I don’t think EASA will ever allow PMA because it would do its Part 21 mates out of work. But also you can fit FAA-PMA parts to EASA-regs, anyway (despite claims to the contrary, it goes on all the time, openly, though perhaps not on AOC planes). Mine had loads of PMA parts put in by a UK Level 2 (?) 145 company, when it was G-reg.

Administrator
Shoreham EGKA, United Kingdom

I’ve been working on a standalone turn co-ordinator with a needle controlled either by a servo or a galvanometer… progress stalled at present due to other commitments but the basic electronics are there at a cost of about £10 in parts. I haven’t taken it up in the aircraft yet, or made it a nice box, or looked to see how well it deals with vibrations, but on the ground it seems to work fine. Some of the micro servos use just 10 milliamps.
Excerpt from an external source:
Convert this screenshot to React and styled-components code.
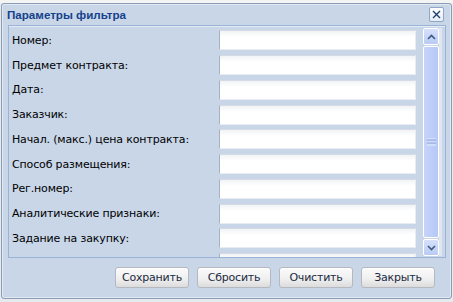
import React from "react";
import styled, { createGlobalStyle } from "styled-components";

const Global = createGlobalStyle`
  html, body { margin: 0; padding: 0; background: #eef1f5; }
  body { font-family: "DejaVu Sans", "Liberation Sans", sans-serif; }
`;

const Page = styled.div`
  width: 453px;
  height: 302px;
  padding: 3px 1px 3px 1px;
  box-sizing: border-box;
  background: linear-gradient(#f4f4f4, #f4f4f4) top/100% 3px no-repeat, #e6e9ee;
`;

const Window = styled.div`
  height: 296px;
  box-sizing: border-box;
  border: 1px solid #8b9db3;
  border-radius: 3px;
  background: #c8d6e8;
  box-shadow: inset 0 0 0 1px #dfe8f3;
  display: flex;
  flex-direction: column;
`;

const Header = styled.div`
  height: 21px;
  display: flex;
  align-items: center;
  justify-content: space-between;
  padding: 0 7px 0 5px;
`;

const Title = styled.div`
  font-family: "Liberation Sans", Arial, sans-serif;
  font-weight: bold;
  font-size: 11.6px;
  color: #15428b;
`;

const CloseBtn = styled.div`
  width: 13px;
  height: 13px;
  border: 1px solid #8fa7c6;
  border-radius: 2px;
  background: linear-gradient(#ffffff, #e4ecf7);
  display: flex;
  align-items: center;
  justify-content: center;
`;

const Body = styled.div`
  margin: 0 5px 0 6px;
  height: 233px;
  box-sizing: border-box;
  border: 1px solid #99b3d6;
  box-shadow: inset 0 1px 0 #e3ebf5;
  display: flex;
  padding: 2px 3px 1px 3px;
  overflow: hidden;
`;

const Form = styled.div`
  flex: 1;
  display: grid;
  grid-template-columns: 207px 197px;
  grid-auto-rows: 24.75px;
  align-items: center;
`;

const Label = styled.div`
  font-family: "DejaVu Sans", sans-serif;
  font-size: 11px;
  color: #000;
  letter-spacing: -0.15px;
`;

const Input = styled.div`
  height: 20px;
  box-sizing: border-box;
  border-top: 1px solid #d4dbe4;
  border-left: 1px solid #a5b2c4;
  border-right: 1px solid #e8edf3;
  border-bottom: 1px solid #e8edf3;
  background: linear-gradient(#f1f3f5, #ffffff 6px);
`;

const ScrollBar = styled.div`
  width: 17px;
  margin-left: 7px;
  display: flex;
  flex-direction: column;
  border-right: 3px solid #dfe6f1;
`;

const ArrowBtn = styled.div`
  height: 17px;
  box-sizing: border-box;
  border: 1px solid #ffffff;
  border-radius: 2px;
  background: linear-gradient(#d6e1fb, #b9cbf4);
  display: flex;
  align-items: center;
  justify-content: center;
`;

const Track = styled.div`
  flex: 1;
  margin: 1px 0;
  border: 1px solid #ffffff;
  border-radius: 2px;
  background: linear-gradient(90deg, #c6d4fb, #b6c8f6);
  display: flex;
  align-items: center;
  justify-content: center;
`;

const Footer = styled.div`
  flex: 1;
  display: flex;
  justify-content: flex-end;
  align-items: center;
  gap: 8px;
  padding: 0 16px 2px 0;
`;

const Button = styled.div`
  width: 74px;
  height: 21px;
  box-sizing: border-box;
  border: 1px solid #b5b9bf;
  border-radius: 3px;
  background: linear-gradient(#fbfbfb 0%, #f0f0f0 55%, #dcdcdc 100%);
  box-shadow: inset 0 1px 0 #fff;
  display: flex;
  align-items: center;
  justify-content: center;
  font-family: "DejaVu Sans", sans-serif;
  font-size: 11px;
  color: #1a2a40;
  letter-spacing: -0.2px;
`;

const fields = [
  "Номер:",
  "Предмет контракта:",
  "Дата:",
  "Заказчик:",
  "Начал. (макс.) цена контракта:",
  "Способ размещения:",
  "Рег.номер:",
  "Аналитические признаки:",
  "Задание на закупку:",
  "",
];

export default function App() {
  return (
    <>
      <Global />
      <Page>
        <Window>
          <Header>
            <Title>Параметры фильтра</Title>
            <CloseBtn>
              <svg width="9" height="9" viewBox="0 0 9 9">
                <path d="M1 1 L8 8 M8 1 L1 8" stroke="#1f3f73" strokeWidth="1.4" />
              </svg>
            </CloseBtn>
          </Header>
          <Body>
            <Form>
              {fields.map((f, i) => (
                <React.Fragment key={i}>
                  <Label>{f}</Label>
                  <Input />
                </React.Fragment>
              ))}
            </Form>
            <ScrollBar>
              <ArrowBtn>
                <svg width="9" height="6" viewBox="0 0 9 6">
                  <path d="M1 5 L4.5 1.5 L8 5" stroke="#3d5a80" strokeWidth="1.6" fill="none" />
                </svg>
              </ArrowBtn>
              <Track>
                <svg width="9" height="8" viewBox="0 0 9 8">
                  <path d="M0 1 H9 M0 4 H9 M0 7 H9" stroke="#e8eefc" strokeWidth="1" />
                  <path d="M0 2 H9 M0 5 H9" stroke="#8fa6e0" strokeWidth="1" />
                </svg>
              </Track>
              <ArrowBtn>
                <svg width="9" height="6" viewBox="0 0 9 6">
                  <path d="M1 1 L4.5 4.5 L8 1" stroke="#3d5a80" strokeWidth="1.6" fill="none" />
                </svg>
              </ArrowBtn>
            </ScrollBar>
          </Body>
          <Footer>
            <Button>Сохранить</Button>
            <Button>Сбросить</Button>
            <Button>Очистить</Button>
            <Button>Закрыть</Button>
          </Footer>
        </Window>
      </Page>
    </>
  );
}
It seemed to me that quite a lot of microlighters/VFR aircraft could benefit from a cheap one, as it would make inadvertent IMC much more survivable.

An AI seemed to me to be non-trivial and the idea of making electronic versions of altimeters, ASIs offended my sensibilities in that I doubt a battery powered instrument would be either lighter or more reliable. Ditto for a variometer. An electronic DI seemed another achievable possibility though.

I would also rather like a cheap NDB, VOR, DME nav system. Even if you can’t use them for IMC navigation, you could practice instrument procedures in cheap aircraft (with a friend) and it’s always nice to have a backup to GPS. The thought also occured that you could make a ‘virtual panel’ that you could velcro into place for the sake of practice navigation, using a GPS module and pre-programmed NDB/VOR locations, then use it to train instrument flying in cheaper VFR aircraft. I suppose the cheapest way to do this would be to simulate one on a tablet… Probably been done already?